Before anyone states the obvious, let me run down what I've tried already. I've tried enabling core dumps in the bash shell using the command 'ulimit -c unlimited', after which my settings look like so :
[root@jean root]# ulimit -a
core file size (blocks, -c) unlimited
data seg size (kbytes, -d) unlimited
file size (blocks, -f) unlimited
max locked memory (kbytes, -l) 4
max memory size (kbytes, -m) unlimited
open files (-n) 1024
pipe size (512 bytes, -p) 8
stack size (kbytes, -s) 10240
cpu time (seconds, -t) unlimited
max user processes (-u) 7168
virtual memory (kbytes, -v) unlimited
I have also tried enabling core dumps in code using the 'setrlimit' function call :
Code:
int enable_coredumps(void) {
int state;
struct rlimit rlim;
memset(&rlim, 0, sizeof(rlim));
state = getrlimit(RLIMIT_CORE, &rlim);
if (state) {
slog("(main:enable_coredumps) Could not get the kernel options. getrlimit = %i", state);
return 0;
}
rlim.rlim_cur = RLIM_INFINITY;
state = setrlimit(RLIMIT_CORE, &rlim);
if (state) {
slog("(main:enable_coredumps) Could not set kernel options for core dumping. setrlimit = %i", state);
return 0;
}
return 1;
}
So far nothing has worked.
Does anyone have any ideas? My present theories are that something about how big my stack is prevents the kernel from being able to dump the core. My second theory is that the problem is a result of the fact that I start the application as root, bind to port 25, and then setsuid to another user. I then chdir to the setsuid's homedir, and in theory it can no longer access the directory where the app was started. In order to try and rule this theory out, I've tried starting the app from the setsuid's home directory, to no avail.

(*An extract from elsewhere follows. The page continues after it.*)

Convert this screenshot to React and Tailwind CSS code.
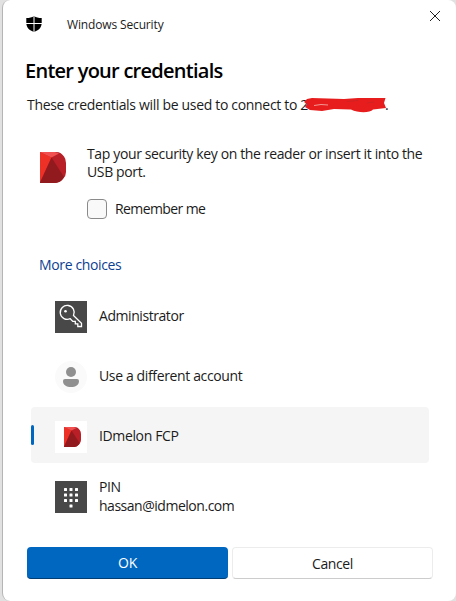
import React from "react";

function MelonLogo({ className }) {
  return (
    <svg className={className} viewBox="0 0 26 31" preserveAspectRatio="none">
      <path d="M0 0H16C20 0 22 2 24 4.500Q26 7 26 11V20Q26 24 23 27Q20 31 14 31H0Z" fill="#b81f27" />
      <path d="M0 0L11.500 5.500L0 30Z" fill="#ee3127" />
      <path d="M0 0H15L19 1.500L11.500 5.500Z" fill="#f0504f" />
      <path d="M11.500 5.500L24 25C21.500 29.500 18 31 13 31H0Z" fill="#911a1e" />
    </svg>
  );
}

function ShieldIcon() {
  return (
    <svg className="h-4 w-4" viewBox="0 0 16 16">
      <path d="M8 0C6 1.500 3.500 2 .3 2V7C.3 11.500 3.500 14.500 8 16C12.500 14.500 15.700 11.500 15.700 7V2C12.500 2 10 1.500 8 0Z" fill="#000" />
      <path d="M8 0V16M0 7.500H16" stroke="#fff" strokeWidth="1" />
    </svg>
  );
}

function KeyIcon() {
  return (
    <svg className="h-8 w-8 bg-[#484848]" viewBox="0 0 32 32" fill="none" stroke="#fff" strokeWidth="1.300">
      <path d="M18.500 14.500L26.500 22.300V25.500H22.800V22.900H20.300V20.400H17.800L15.300 17.700A7 7 0 1 1 18.500 14.500Z" />
      <circle cx="10.500" cy="10.300" r="1.300" fill="#fff" stroke="none" />
    </svg>
  );
}

function PersonIcon() {
  return (
    <svg className="h-8 w-8" viewBox="0 0 32 32">
      <circle cx="16" cy="16" r="16" fill="#fafafa" />
      <circle cx="16" cy="11" r="5" fill="#909090" />
      <path d="M10 18H22Q24 18 24 20C24 24 20.500 26 16 26S8 24 8 20Q8 18 10 18Z" fill="#909090" />
    </svg>
  );
}

function PinIcon() {
  return (
    <svg className="h-8 w-8 bg-[#484848]" viewBox="0 0 32 32" fill="#fff">
      {[7, 12.5, 18].map((y) => [9, 14.5, 20].map((x) => (
        <rect key={`${x}-${y}`} x={x} y={y} width="3" height="3" rx=".5" />
      )))}
      <rect x="14.500" y="23.500" width="3" height="3" rx=".5" />
    </svg>
  );
}

function Choice({ icon, children, selected }) {
  return (
    <div className={`flex h-14 items-center rounded ${selected ? "bg-[#f5f5f5]" : ""}`}>
      <span className={`h-5 w-[3px] rounded-full ${selected ? "bg-[#0067c0]" : ""}`} />
      <div className="ml-[21px] mt-1 h-8 w-8 shrink-0">{icon}</div>
      <div className="ml-3 whitespace-nowrap text-[14px] leading-[19px]">{children}</div>
    </div>
  );
}

export default function App() {
  return (
    <div className="h-[601px] w-[456px] overflow-hidden bg-[#e1e1e1] pl-[2px] font-['Open_Sans',sans-serif] text-[#1b1b1b]">
      <main className="flex h-[601px] w-[454px] flex-col rounded-lg border-l border-[#b5b5b5] bg-white">
        <header className="flex h-12 shrink-0 items-start">
          <div className="ml-[23px] mt-4"><ShieldIcon /></div>
          <span className="ml-[25px] mt-4 whitespace-nowrap text-[12px] leading-[18px] tracking-[-0.012em]">Windows Security</span>
          <svg className="ml-auto mr-4 mt-[11px] h-[10px] w-[10px]" viewBox="0 0 10 10" stroke="#222" strokeWidth="1">
            <path d="M0 0L10 10M10 0L0 10" />
          </svg>
        </header>
        <h1 className="ml-[22px] mt-[9px] whitespace-nowrap text-[20px] font-semibold leading-7 tracking-[-0.037em] text-black">Enter your credentials</h1>
        <p className="ml-6 mt-[10px] flex h-5 whitespace-nowrap text-[14px] leading-5">
          <span className="w-[277px] shrink-0 tracking-[-0.023em]">These credentials will be used to connect to 2</span>
          <svg className="mt-0.5 h-4 w-[82px] shrink-0" viewBox="0 0 82 16">
            <path d="M3 2L8 1L40 2L54 1H81.500L80 6L82 11L69 12.500C66 16 54 16 47 12.500L30 12L18 14L6 13L1 10L3 7L0 5Z" fill="#e71d1d" />
            <path d="M10 8.500L17 7.500L24 8" fill="none" stroke="#f6b5b0" strokeWidth=".8" />
            <path d="M43 4.500L54 3.500M63 6L70 5" fill="none" stroke="#b92828" strokeWidth=".5" />
          </svg>
          <span className="-ml-px">.</span>
        </p>
        <section className="ml-[37px] mt-[30px] flex">
          <MelonLogo className="mt-[7px] h-[31px] w-[26px] shrink-0" />
          <div className="ml-[21px] text-[14px]">
            <p className="whitespace-nowrap leading-[18px] tracking-[-0.026em]">Tap your security key on the reader or insert it into the<br />USB port.</p>
            <label className="mt-[18px] flex h-5 items-center">
              <span className="h-5 w-5 rounded border border-[#8a8a8a] bg-[#f9f9f9]" />
              <span className="mb-0.5 ml-2 tracking-[-0.043em]">Remember me</span>
            </label>
          </div>
        </section>
        <div className="ml-9 mt-[36px] h-5 text-[14px] leading-5 tracking-[-0.026em] text-[#0c4192]">More choices</div>
        <div className="ml-7 mt-3 flex w-[398px] flex-col gap-1">
          <Choice icon={<KeyIcon />}><span className="tracking-[-0.031em]">Administrator</span></Choice>
          <Choice icon={<PersonIcon />}><span className="tracking-[-0.026em]">Use a different account</span></Choice>
          <Choice selected icon={<div className="h-8 w-8 bg-white pl-[9px] pt-[6px]"><MelonLogo className="h-5 w-[17px]" /></div>}><span className="tracking-[-0.026em]">IDmelon FCP</span></Choice>
          <Choice icon={<PinIcon />}><div className="pt-0.5 tracking-[-0.034em]">PIN<br />hassan@idmelon.com</div></Choice>
        </div>
        <footer className="ml-6 mt-6 flex gap-1 text-[14px]">
          <button className="h-8 w-[201px] rounded border-b border-[#003e73] bg-[#0067c0] tracking-[-0.02em] text-white">OK</button>
          <button className="h-8 w-[201px] rounded border border-[#ececec] border-b-[#cccccc] bg-white tracking-[-0.03em]">Cancel</button>
        </footer>
      </main>
    </div>
  );
}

Alternatively, has anyone written a SIGSEGV handler that uses the ptrace function to record where the fault occurred? (Remember, this is a multi-threaded app, so in theory the parent thread could catch the SIGSEGV, and then ptrace all of the child threads before exiting, though I haven't actually tried to implement this.)

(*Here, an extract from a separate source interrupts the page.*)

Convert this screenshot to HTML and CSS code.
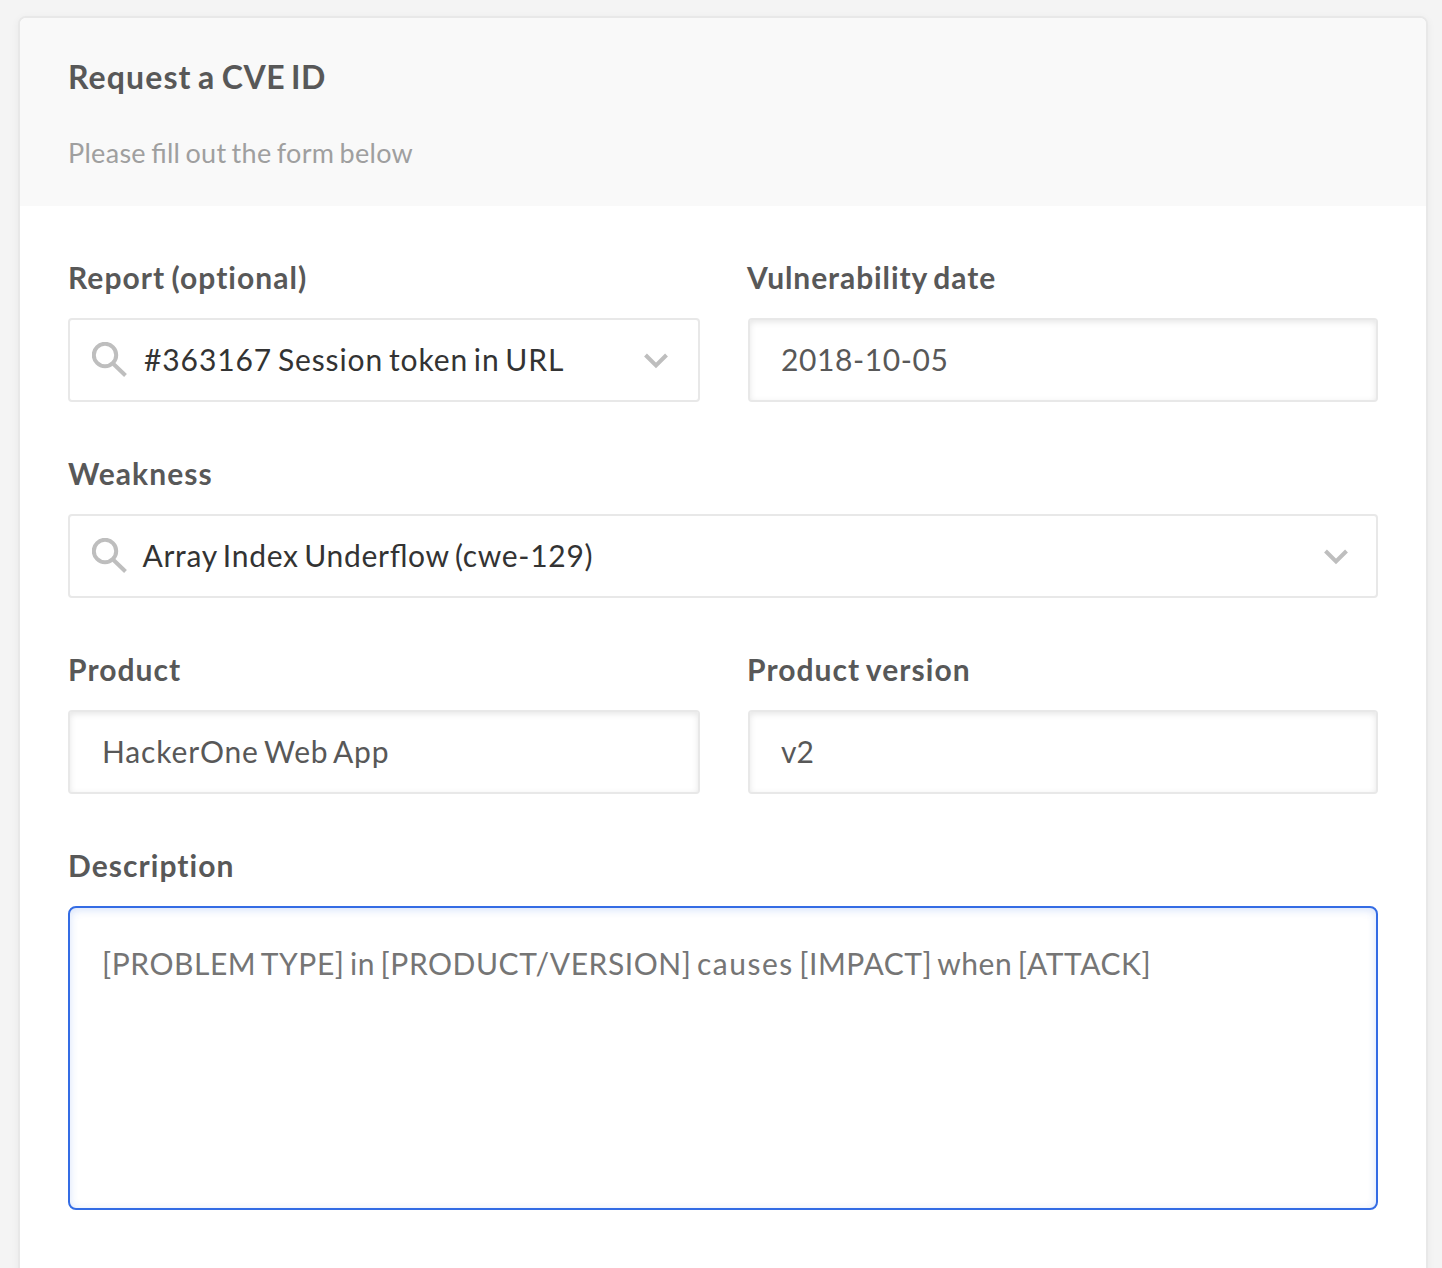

I have run this program extensively in valgrind, and can find no trace of a bug. However, I cannot run the production server inside of valgrind because of the number of simultaneous connections. This application tends to have between 100 and 500 simultaneous connections, and when running under valgrind, it doesn't appear to accept the connections fast fast enough.
Any help would be greatly appreciated.
Thanks in advance,
Ladar